↓

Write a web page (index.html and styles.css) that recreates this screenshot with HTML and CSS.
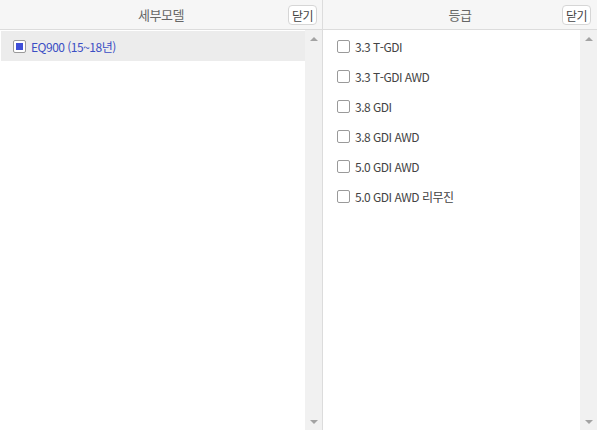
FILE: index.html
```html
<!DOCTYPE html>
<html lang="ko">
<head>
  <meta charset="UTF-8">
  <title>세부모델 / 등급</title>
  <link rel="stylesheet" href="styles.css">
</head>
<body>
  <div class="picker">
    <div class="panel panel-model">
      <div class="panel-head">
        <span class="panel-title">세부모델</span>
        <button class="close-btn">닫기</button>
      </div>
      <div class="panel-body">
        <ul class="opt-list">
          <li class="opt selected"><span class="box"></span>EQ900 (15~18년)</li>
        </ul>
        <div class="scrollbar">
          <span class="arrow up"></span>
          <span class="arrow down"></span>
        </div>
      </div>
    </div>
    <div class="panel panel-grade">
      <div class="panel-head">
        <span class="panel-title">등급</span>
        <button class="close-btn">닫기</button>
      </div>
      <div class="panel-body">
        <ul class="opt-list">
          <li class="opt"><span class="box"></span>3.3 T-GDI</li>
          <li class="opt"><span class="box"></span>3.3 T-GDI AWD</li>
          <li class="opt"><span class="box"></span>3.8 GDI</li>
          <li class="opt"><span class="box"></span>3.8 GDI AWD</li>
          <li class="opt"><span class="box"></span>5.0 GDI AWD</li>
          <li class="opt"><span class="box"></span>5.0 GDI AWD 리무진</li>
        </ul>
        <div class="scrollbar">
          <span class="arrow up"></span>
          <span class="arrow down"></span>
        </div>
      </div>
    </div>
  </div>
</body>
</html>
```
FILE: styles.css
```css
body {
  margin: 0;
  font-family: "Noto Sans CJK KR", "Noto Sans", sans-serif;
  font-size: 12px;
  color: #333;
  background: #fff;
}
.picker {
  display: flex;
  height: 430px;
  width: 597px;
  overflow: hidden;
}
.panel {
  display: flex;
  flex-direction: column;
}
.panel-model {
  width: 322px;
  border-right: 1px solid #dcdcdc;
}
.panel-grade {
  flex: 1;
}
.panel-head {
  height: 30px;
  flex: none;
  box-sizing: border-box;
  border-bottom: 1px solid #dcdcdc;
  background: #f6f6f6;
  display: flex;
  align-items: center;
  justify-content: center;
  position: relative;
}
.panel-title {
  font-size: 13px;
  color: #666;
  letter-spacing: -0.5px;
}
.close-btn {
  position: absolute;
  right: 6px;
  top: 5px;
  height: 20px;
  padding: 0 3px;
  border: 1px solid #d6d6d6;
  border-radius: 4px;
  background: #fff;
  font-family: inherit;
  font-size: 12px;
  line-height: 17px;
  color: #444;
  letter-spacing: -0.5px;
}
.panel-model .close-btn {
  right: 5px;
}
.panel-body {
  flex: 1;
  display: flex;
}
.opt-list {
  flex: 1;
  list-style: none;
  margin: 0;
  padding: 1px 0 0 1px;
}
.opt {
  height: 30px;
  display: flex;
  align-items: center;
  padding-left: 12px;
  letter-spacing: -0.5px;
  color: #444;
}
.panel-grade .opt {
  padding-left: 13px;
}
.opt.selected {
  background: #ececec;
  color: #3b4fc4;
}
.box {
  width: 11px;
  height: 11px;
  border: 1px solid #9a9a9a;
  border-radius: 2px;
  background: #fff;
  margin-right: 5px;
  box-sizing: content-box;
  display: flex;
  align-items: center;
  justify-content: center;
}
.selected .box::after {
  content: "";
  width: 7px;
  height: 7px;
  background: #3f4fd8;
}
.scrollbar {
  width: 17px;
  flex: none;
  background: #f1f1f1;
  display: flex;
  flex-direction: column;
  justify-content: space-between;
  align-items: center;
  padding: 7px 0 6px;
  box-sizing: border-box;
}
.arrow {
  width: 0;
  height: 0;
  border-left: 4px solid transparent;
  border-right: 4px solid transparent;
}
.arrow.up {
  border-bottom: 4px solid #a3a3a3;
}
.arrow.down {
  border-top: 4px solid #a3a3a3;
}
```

↑

Goal of the exercise:
Write out again every line above exactly as given; the pictures do not belong in the copy.

Worked solution:
Write a web page (index.html and styles.css) that recreates this screenshot with HTML and CSS.
FILE: index.html
```html
<!DOCTYPE html>
<html lang="ko">
<head>
  <meta charset="UTF-8">
  <title>세부모델 / 등급</title>
  <link rel="stylesheet" href="styles.css">
</head>
<body>
  <div class="picker">
    <div class="panel panel-model">
      <div class="panel-head">
        <span class="panel-title">세부모델</span>
        <button class="close-btn">닫기</button>
      </div>
      <div class="panel-body">
        <ul class="opt-list">
          <li class="opt selected"><span class="box"></span>EQ900 (15~18년)</li>
        </ul>
        <div class="scrollbar">
          <span class="arrow up"></span>
          <span class="arrow down"></span>
        </div>
      </div>
    </div>
    <div class="panel panel-grade">
      <div class="panel-head">
        <span class="panel-title">등급</span>
        <button class="close-btn">닫기</button>
      </div>
      <div class="panel-body">
        <ul class="opt-list">
          <li class="opt"><span class="box"></span>3.3 T-GDI</li>
          <li class="opt"><span class="box"></span>3.3 T-GDI AWD</li>
          <li class="opt"><span class="box"></span>3.8 GDI</li>
          <li class="opt"><span class="box"></span>3.8 GDI AWD</li>
          <li class="opt"><span class="box"></span>5.0 GDI AWD</li>
          <li class="opt"><span class="box"></span>5.0 GDI AWD 리무진</li>
        </ul>
        <div class="scrollbar">
          <span class="arrow up"></span>
          <span class="arrow down"></span>
        </div>
      </div>
    </div>
  </div>
</body>
</html>
```
FILE: styles.css
```css
body {
  margin: 0;
  font-family: "Noto Sans CJK KR", "Noto Sans", sans-serif;
  font-size: 12px;
  color: #333;
  background: #fff;
}
.picker {
  display: flex;
  height: 430px;
  width: 597px;
  overflow: hidden;
}
.panel {
  display: flex;
  flex-direction: column;
}
.panel-model {
  width: 322px;
  border-right: 1px solid #dcdcdc;
}
.panel-grade {
  flex: 1;
}
.panel-head {
  height: 30px;
  flex: none;
  box-sizing: border-box;
  border-bottom: 1px solid #dcdcdc;
  background: #f6f6f6;
  display: flex;
  align-items: center;
  justify-content: center;
  position: relative;
}
.panel-title {
  font-size: 13px;
  color: #666;
  letter-spacing: -0.5px;
}
.close-btn {
  position: absolute;
  right: 6px;
  top: 5px;
  height: 20px;
  padding: 0 3px;
  border: 1px solid #d6d6d6;
  border-radius: 4px;
  background: #fff;
  font-family: inherit;
  font-size: 12px;
  line-height: 17px;
  color: #444;
  letter-spacing: -0.5px;
}
.panel-model .close-btn {
  right: 5px;
}
.panel-body {
  flex: 1;
  display: flex;
}
.opt-list {
  flex: 1;
  list-style: none;
  margin: 0;
  padding: 1px 0 0 1px;
}
.opt {
  height: 30px;
  display: flex;
  align-items: center;
  padding-left: 12px;
  letter-spacing: -0.5px;
  color: #444;
}
.panel-grade .opt {
  padding-left: 13px;
}
.opt.selected {
  background: #ececec;
  color: #3b4fc4;
}
.box {
  width: 11px;
  height: 11px;
  border: 1px solid #9a9a9a;
  border-radius: 2px;
  background: #fff;
  margin-right: 5px;
  box-sizing: content-box;
  display: flex;
  align-items: center;
  justify-content: center;
}
.selected .box::after {
  content: "";
  width: 7px;
  height: 7px;
  background: #3f4fd8;
}
.scrollbar {
  width: 17px;
  flex: none;
  background: #f1f1f1;
  display: flex;
  flex-direction: column;
  justify-content: space-between;
  align-items: center;
  padding: 7px 0 6px;
  box-sizing: border-box;
}
.arrow {
  width: 0;
  height: 0;
  border-left: 4px solid transparent;
  border-right: 4px solid transparent;
}
.arrow.up {
  border-bottom: 4px solid #a3a3a3;
}
.arrow.down {
  border-top: 4px solid #a3a3a3;
}
```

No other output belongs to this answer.